INFORMATION SUPPLIED ->
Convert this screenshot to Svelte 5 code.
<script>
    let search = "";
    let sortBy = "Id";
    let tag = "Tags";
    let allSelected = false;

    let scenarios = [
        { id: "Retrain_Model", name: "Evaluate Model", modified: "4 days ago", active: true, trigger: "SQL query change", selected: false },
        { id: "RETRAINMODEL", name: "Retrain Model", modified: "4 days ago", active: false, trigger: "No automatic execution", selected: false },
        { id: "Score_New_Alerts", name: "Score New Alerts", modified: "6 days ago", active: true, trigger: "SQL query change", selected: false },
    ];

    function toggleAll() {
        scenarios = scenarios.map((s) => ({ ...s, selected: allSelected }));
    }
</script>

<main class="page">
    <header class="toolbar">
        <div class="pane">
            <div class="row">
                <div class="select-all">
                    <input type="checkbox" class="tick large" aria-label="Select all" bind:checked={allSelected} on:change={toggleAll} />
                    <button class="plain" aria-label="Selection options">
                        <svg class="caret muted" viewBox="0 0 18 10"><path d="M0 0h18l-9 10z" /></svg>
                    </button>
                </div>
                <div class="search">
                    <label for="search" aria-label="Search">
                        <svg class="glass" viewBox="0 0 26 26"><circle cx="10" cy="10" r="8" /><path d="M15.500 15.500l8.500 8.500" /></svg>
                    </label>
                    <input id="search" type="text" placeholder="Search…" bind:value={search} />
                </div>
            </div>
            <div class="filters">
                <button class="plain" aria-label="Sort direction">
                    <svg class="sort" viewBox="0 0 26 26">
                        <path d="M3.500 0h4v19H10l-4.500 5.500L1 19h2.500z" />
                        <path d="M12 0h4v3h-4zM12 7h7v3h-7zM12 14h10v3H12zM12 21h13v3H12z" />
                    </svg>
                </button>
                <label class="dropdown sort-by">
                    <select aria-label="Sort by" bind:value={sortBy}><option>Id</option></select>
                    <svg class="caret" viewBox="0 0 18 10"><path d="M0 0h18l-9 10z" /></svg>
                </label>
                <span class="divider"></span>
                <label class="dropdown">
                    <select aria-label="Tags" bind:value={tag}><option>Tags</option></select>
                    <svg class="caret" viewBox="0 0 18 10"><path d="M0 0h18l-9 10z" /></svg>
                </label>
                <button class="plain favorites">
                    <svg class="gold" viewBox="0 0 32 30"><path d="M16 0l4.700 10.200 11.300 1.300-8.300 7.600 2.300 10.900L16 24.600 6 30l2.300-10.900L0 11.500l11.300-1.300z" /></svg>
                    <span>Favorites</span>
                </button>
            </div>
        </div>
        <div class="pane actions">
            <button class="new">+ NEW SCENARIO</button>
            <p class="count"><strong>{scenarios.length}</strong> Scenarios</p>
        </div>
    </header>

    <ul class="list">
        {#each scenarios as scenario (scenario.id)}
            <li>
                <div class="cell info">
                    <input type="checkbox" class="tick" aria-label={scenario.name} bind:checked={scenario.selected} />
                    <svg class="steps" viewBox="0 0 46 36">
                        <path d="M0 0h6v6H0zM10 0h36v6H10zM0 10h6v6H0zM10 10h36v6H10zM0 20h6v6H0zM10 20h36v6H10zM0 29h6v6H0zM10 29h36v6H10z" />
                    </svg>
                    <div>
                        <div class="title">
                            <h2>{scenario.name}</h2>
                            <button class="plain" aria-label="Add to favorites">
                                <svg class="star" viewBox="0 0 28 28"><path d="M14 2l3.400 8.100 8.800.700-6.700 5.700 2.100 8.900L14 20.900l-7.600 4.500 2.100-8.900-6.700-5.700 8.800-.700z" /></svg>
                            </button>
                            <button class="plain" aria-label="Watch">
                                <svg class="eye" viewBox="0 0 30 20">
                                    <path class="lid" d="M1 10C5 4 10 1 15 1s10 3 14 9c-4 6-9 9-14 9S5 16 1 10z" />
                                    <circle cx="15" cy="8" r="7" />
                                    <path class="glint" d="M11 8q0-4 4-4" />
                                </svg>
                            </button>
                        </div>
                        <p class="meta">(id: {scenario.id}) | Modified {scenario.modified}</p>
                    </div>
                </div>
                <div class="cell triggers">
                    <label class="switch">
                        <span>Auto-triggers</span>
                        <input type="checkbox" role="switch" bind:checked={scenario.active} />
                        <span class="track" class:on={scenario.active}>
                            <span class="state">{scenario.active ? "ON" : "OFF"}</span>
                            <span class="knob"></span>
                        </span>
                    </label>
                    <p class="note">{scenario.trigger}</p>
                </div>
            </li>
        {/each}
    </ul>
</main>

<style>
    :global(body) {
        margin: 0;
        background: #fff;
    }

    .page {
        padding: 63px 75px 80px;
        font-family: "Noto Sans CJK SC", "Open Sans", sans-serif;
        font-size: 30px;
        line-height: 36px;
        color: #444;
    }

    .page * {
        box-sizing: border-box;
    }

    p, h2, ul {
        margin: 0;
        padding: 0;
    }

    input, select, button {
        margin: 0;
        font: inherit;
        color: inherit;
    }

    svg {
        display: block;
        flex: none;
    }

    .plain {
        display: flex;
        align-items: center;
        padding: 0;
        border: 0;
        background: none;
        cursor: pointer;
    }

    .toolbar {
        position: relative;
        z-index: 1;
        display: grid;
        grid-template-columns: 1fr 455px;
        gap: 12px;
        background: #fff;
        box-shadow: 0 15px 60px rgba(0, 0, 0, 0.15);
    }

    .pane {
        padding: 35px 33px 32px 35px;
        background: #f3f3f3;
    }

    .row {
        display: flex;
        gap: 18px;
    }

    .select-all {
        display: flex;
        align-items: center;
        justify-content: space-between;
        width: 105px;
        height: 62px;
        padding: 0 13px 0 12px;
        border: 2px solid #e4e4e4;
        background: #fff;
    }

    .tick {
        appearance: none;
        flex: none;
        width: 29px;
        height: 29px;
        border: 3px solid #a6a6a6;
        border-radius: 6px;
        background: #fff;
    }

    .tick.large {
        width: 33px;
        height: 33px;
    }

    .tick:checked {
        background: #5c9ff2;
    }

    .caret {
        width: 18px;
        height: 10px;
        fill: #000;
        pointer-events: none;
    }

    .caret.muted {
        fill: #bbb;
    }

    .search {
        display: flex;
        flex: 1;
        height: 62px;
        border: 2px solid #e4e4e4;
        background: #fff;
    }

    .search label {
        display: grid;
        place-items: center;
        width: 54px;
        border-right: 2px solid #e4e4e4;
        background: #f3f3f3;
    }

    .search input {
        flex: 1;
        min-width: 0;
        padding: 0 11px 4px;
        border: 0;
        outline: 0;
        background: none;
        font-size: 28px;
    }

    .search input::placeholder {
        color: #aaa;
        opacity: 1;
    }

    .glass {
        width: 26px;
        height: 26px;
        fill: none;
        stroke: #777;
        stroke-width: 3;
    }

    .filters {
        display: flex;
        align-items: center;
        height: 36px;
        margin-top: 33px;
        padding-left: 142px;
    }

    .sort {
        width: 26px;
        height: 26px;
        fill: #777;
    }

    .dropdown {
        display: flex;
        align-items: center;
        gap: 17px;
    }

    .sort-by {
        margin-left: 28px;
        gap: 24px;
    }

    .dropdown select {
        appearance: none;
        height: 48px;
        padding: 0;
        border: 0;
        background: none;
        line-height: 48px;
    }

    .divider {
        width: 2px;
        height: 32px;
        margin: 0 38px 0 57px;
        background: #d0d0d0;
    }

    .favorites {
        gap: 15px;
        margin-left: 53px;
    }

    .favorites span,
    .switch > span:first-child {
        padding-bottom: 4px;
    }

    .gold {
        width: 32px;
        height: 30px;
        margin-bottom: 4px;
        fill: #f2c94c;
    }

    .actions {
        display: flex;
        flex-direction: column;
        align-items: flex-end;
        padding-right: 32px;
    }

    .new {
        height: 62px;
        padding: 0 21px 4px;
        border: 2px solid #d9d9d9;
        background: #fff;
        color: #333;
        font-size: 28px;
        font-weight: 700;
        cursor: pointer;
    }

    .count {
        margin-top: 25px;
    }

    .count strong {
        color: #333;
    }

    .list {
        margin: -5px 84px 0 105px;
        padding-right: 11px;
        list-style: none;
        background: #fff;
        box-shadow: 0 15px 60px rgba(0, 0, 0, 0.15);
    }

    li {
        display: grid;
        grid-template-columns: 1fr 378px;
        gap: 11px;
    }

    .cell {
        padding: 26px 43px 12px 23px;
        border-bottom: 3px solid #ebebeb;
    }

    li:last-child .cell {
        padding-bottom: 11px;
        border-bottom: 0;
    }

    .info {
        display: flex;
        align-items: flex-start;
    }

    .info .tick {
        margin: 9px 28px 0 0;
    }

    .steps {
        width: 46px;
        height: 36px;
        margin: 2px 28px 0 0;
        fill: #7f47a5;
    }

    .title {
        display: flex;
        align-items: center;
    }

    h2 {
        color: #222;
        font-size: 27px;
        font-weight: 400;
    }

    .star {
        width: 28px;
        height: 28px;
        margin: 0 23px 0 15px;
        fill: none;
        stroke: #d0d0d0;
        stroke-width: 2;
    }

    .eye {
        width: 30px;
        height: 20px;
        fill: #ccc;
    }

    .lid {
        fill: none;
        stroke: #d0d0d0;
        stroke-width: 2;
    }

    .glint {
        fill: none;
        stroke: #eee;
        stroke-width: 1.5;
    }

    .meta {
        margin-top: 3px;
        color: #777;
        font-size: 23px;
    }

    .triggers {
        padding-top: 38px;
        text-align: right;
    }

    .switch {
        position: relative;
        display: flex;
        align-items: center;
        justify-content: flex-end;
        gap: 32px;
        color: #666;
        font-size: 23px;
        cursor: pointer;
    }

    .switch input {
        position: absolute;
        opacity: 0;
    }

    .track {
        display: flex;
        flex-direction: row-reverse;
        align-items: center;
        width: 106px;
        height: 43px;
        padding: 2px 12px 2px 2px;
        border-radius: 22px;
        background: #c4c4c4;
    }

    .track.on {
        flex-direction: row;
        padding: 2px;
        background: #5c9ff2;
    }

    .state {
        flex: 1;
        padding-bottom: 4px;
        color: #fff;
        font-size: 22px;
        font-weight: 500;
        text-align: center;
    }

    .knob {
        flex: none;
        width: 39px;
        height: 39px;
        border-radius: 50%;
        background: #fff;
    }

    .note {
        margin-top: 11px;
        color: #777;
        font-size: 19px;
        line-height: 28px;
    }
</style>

AIM -> From the opening line of the data above, please print each line as written up to and including the line that contains "let allSelected = false;", and nothing more.

REPLY TO THE TASK ->
Convert this screenshot to Svelte 5 code.
<script>
    let search = "";
    let sortBy = "Id";
    let tag = "Tags";
    let allSelected = false;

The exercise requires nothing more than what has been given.